▶ WORK TO COMPLETE
Write the data out again exactly, dropping any images it holds.

****************************************

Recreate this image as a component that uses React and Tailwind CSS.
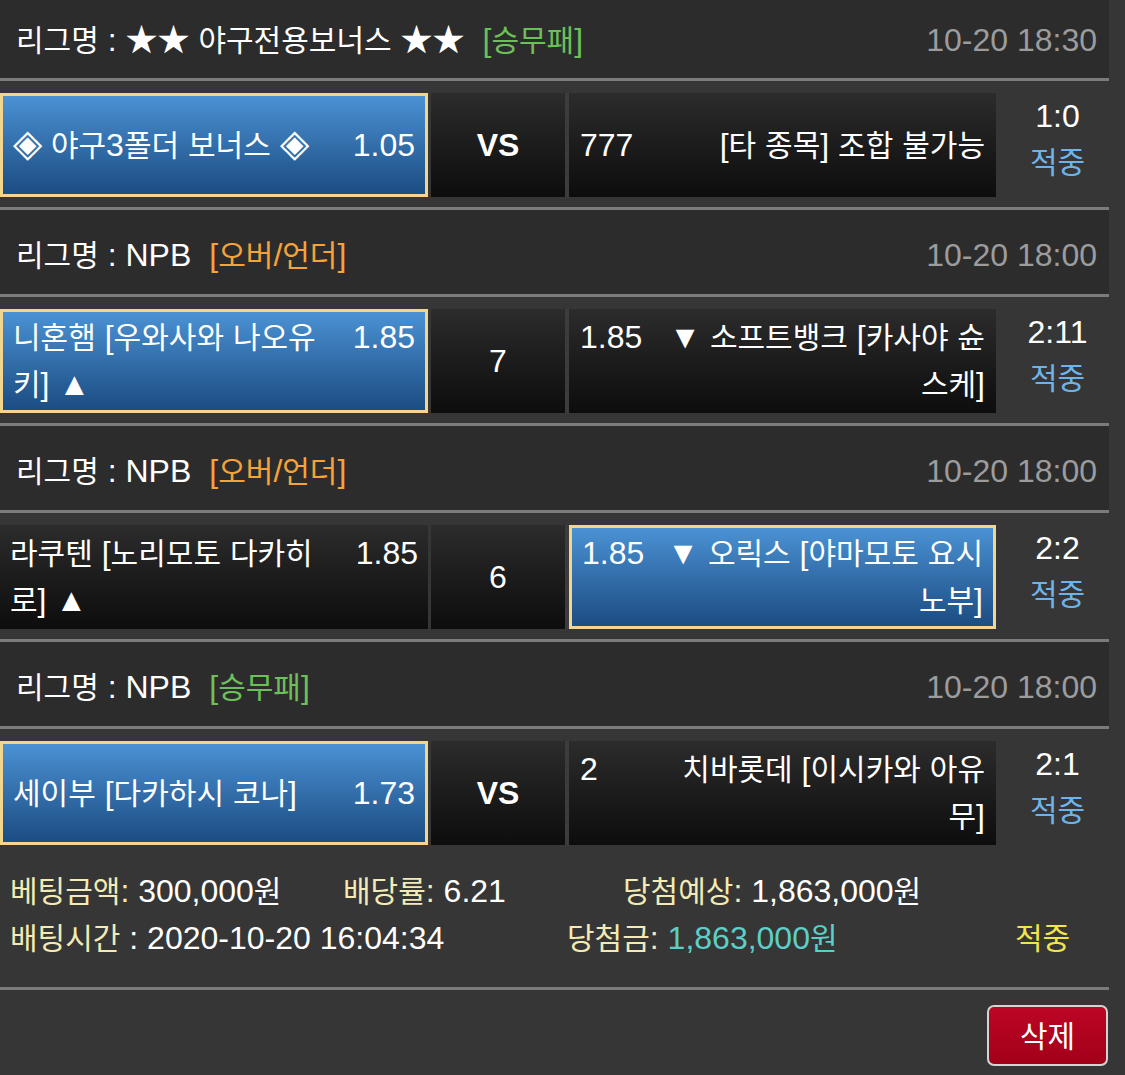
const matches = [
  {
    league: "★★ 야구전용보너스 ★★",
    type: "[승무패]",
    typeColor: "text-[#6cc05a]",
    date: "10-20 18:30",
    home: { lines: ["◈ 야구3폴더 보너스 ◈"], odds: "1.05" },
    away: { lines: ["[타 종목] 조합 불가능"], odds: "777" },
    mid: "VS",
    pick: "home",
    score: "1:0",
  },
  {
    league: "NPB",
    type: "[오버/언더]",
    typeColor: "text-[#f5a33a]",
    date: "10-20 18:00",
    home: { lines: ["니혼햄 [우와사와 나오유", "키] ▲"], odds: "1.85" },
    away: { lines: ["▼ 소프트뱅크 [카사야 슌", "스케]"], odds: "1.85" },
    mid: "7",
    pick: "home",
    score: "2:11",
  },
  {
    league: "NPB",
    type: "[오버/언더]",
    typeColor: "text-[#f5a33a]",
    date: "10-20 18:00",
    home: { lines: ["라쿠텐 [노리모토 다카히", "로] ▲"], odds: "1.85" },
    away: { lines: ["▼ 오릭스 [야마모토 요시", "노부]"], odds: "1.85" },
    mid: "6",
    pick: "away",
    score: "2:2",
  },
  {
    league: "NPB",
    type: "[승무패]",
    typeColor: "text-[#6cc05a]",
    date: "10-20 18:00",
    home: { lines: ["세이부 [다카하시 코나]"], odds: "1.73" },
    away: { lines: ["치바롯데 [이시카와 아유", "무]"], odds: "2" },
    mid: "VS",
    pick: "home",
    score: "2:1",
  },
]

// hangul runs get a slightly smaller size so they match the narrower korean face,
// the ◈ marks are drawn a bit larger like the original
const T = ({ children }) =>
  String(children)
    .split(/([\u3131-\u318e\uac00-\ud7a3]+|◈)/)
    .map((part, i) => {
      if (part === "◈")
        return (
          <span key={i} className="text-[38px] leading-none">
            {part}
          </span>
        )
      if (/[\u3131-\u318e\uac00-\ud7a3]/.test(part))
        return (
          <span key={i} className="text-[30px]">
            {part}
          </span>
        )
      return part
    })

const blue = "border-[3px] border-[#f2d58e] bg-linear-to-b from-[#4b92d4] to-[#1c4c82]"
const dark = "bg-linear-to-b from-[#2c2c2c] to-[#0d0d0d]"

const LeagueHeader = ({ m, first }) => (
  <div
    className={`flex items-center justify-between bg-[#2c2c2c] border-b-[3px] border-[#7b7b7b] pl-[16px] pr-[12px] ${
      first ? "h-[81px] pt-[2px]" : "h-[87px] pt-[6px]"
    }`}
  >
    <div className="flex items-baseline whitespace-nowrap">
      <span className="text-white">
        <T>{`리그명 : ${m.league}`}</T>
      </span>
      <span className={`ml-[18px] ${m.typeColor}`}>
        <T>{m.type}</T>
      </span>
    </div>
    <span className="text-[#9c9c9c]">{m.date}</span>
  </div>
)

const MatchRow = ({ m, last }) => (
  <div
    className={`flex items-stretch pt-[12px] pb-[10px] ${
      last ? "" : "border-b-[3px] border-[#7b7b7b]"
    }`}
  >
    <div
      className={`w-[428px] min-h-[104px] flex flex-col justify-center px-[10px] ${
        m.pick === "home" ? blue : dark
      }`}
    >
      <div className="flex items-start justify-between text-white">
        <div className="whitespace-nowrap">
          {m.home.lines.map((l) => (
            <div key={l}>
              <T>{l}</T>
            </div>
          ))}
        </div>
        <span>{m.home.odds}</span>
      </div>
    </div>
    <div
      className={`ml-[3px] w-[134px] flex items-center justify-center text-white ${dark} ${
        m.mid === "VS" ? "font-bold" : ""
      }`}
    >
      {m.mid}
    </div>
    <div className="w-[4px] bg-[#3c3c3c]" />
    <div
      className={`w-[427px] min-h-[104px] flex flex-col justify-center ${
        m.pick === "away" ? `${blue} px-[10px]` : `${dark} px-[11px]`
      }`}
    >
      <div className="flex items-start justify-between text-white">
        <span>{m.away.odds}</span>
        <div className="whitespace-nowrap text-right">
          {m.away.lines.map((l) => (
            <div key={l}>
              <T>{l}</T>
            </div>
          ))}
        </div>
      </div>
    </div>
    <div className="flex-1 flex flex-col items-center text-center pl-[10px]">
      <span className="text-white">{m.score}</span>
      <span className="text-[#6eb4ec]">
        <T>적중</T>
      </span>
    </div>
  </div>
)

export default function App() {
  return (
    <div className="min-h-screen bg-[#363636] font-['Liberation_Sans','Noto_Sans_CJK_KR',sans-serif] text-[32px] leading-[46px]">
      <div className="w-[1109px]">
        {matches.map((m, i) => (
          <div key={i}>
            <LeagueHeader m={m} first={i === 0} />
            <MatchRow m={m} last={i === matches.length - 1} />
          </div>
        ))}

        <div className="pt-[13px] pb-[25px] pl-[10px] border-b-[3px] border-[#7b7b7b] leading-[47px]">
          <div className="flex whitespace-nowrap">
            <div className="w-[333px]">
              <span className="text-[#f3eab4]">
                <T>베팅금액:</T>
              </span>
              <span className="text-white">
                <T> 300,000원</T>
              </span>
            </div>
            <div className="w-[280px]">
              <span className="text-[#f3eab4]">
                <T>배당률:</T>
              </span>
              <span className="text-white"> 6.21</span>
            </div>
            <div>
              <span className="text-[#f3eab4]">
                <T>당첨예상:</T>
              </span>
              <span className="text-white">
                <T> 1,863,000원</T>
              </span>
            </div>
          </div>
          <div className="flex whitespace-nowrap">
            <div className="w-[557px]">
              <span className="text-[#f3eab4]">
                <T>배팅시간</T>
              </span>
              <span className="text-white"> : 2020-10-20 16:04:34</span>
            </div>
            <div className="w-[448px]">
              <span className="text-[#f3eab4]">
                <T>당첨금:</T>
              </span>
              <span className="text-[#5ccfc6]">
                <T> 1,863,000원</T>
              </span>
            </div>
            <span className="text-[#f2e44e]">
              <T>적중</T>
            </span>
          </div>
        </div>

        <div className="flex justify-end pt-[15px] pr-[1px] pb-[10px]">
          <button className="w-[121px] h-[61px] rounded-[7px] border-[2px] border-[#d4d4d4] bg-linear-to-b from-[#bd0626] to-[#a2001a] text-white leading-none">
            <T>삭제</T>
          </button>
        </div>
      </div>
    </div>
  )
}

****************************************

▶ CORRECT RESPONSE
Recreate this image as a component that uses React and Tailwind CSS.
const matches = [
  {
    league: "★★ 야구전용보너스 ★★",
    type: "[승무패]",
    typeColor: "text-[#6cc05a]",
    date: "10-20 18:30",
    home: { lines: ["◈ 야구3폴더 보너스 ◈"], odds: "1.05" },
    away: { lines: ["[타 종목] 조합 불가능"], odds: "777" },
    mid: "VS",
    pick: "home",
    score: "1:0",
  },
  {
    league: "NPB",
    type: "[오버/언더]",
    typeColor: "text-[#f5a33a]",
    date: "10-20 18:00",
    home: { lines: ["니혼햄 [우와사와 나오유", "키] ▲"], odds: "1.85" },
    away: { lines: ["▼ 소프트뱅크 [카사야 슌", "스케]"], odds: "1.85" },
    mid: "7",
    pick: "home",
    score: "2:11",
  },
  {
    league: "NPB",
    type: "[오버/언더]",
    typeColor: "text-[#f5a33a]",
    date: "10-20 18:00",
    home: { lines: ["라쿠텐 [노리모토 다카히", "로] ▲"], odds: "1.85" },
    away: { lines: ["▼ 오릭스 [야마모토 요시", "노부]"], odds: "1.85" },
    mid: "6",
    pick: "away",
    score: "2:2",
  },
  {
    league: "NPB",
    type: "[승무패]",
    typeColor: "text-[#6cc05a]",
    date: "10-20 18:00",
    home: { lines: ["세이부 [다카하시 코나]"], odds: "1.73" },
    away: { lines: ["치바롯데 [이시카와 아유", "무]"], odds: "2" },
    mid: "VS",
    pick: "home",
    score: "2:1",
  },
]

// hangul runs get a slightly smaller size so they match the narrower korean face,
// the ◈ marks are drawn a bit larger like the original
const T = ({ children }) =>
  String(children)
    .split(/([\u3131-\u318e\uac00-\ud7a3]+|◈)/)
    .map((part, i) => {
      if (part === "◈")
        return (
          <span key={i} className="text-[38px] leading-none">
            {part}
          </span>
        )
      if (/[\u3131-\u318e\uac00-\ud7a3]/.test(part))
        return (
          <span key={i} className="text-[30px]">
            {part}
          </span>
        )
      return part
    })

const blue = "border-[3px] border-[#f2d58e] bg-linear-to-b from-[#4b92d4] to-[#1c4c82]"
const dark = "bg-linear-to-b from-[#2c2c2c] to-[#0d0d0d]"

const LeagueHeader = ({ m, first }) => (
  <div
    className={`flex items-center justify-between bg-[#2c2c2c] border-b-[3px] border-[#7b7b7b] pl-[16px] pr-[12px] ${
      first ? "h-[81px] pt-[2px]" : "h-[87px] pt-[6px]"
    }`}
  >
    <div className="flex items-baseline whitespace-nowrap">
      <span className="text-white">
        <T>{`리그명 : ${m.league}`}</T>
      </span>
      <span className={`ml-[18px] ${m.typeColor}`}>
        <T>{m.type}</T>
      </span>
    </div>
    <span className="text-[#9c9c9c]">{m.date}</span>
  </div>
)

const MatchRow = ({ m, last }) => (
  <div
    className={`flex items-stretch pt-[12px] pb-[10px] ${
      last ? "" : "border-b-[3px] border-[#7b7b7b]"
    }`}
  >
    <div
      className={`w-[428px] min-h-[104px] flex flex-col justify-center px-[10px] ${
        m.pick === "home" ? blue : dark
      }`}
    >
      <div className="flex items-start justify-between text-white">
        <div className="whitespace-nowrap">
          {m.home.lines.map((l) => (
            <div key={l}>
              <T>{l}</T>
            </div>
          ))}
        </div>
        <span>{m.home.odds}</span>
      </div>
    </div>
    <div
      className={`ml-[3px] w-[134px] flex items-center justify-center text-white ${dark} ${
        m.mid === "VS" ? "font-bold" : ""
      }`}
    >
      {m.mid}
    </div>
    <div className="w-[4px] bg-[#3c3c3c]" />
    <div
      className={`w-[427px] min-h-[104px] flex flex-col justify-center ${
        m.pick === "away" ? `${blue} px-[10px]` : `${dark} px-[11px]`
      }`}
    >
      <div className="flex items-start justify-between text-white">
        <span>{m.away.odds}</span>
        <div className="whitespace-nowrap text-right">
          {m.away.lines.map((l) => (
            <div key={l}>
              <T>{l}</T>
            </div>
          ))}
        </div>
      </div>
    </div>
    <div className="flex-1 flex flex-col items-center text-center pl-[10px]">
      <span className="text-white">{m.score}</span>
      <span className="text-[#6eb4ec]">
        <T>적중</T>
      </span>
    </div>
  </div>
)

export default function App() {
  return (
    <div className="min-h-screen bg-[#363636] font-['Liberation_Sans','Noto_Sans_CJK_KR',sans-serif] text-[32px] leading-[46px]">
      <div className="w-[1109px]">
        {matches.map((m, i) => (
          <div key={i}>
            <LeagueHeader m={m} first={i === 0} />
            <MatchRow m={m} last={i === matches.length - 1} />
          </div>
        ))}

        <div className="pt-[13px] pb-[25px] pl-[10px] border-b-[3px] border-[#7b7b7b] leading-[47px]">
          <div className="flex whitespace-nowrap">
            <div className="w-[333px]">
              <span className="text-[#f3eab4]">
                <T>베팅금액:</T>
              </span>
              <span className="text-white">
                <T> 300,000원</T>
              </span>
            </div>
            <div className="w-[280px]">
              <span className="text-[#f3eab4]">
                <T>배당률:</T>
              </span>
              <span className="text-white"> 6.21</span>
            </div>
            <div>
              <span className="text-[#f3eab4]">
                <T>당첨예상:</T>
              </span>
              <span className="text-white">
                <T> 1,863,000원</T>
              </span>
            </div>
          </div>
          <div className="flex whitespace-nowrap">
            <div className="w-[557px]">
              <span className="text-[#f3eab4]">
                <T>배팅시간</T>
              </span>
              <span className="text-white"> : 2020-10-20 16:04:34</span>
            </div>
            <div className="w-[448px]">
              <span className="text-[#f3eab4]">
                <T>당첨금:</T>
              </span>
              <span className="text-[#5ccfc6]">
                <T> 1,863,000원</T>
              </span>
            </div>
            <span className="text-[#f2e44e]">
              <T>적중</T>
            </span>
          </div>
        </div>

        <div className="flex justify-end pt-[15px] pr-[1px] pb-[10px]">
          <button className="w-[121px] h-[61px] rounded-[7px] border-[2px] border-[#d4d4d4] bg-linear-to-b from-[#bd0626] to-[#a2001a] text-white leading-none">
            <T>삭제</T>
          </button>
        </div>
      </div>
    </div>
  )
}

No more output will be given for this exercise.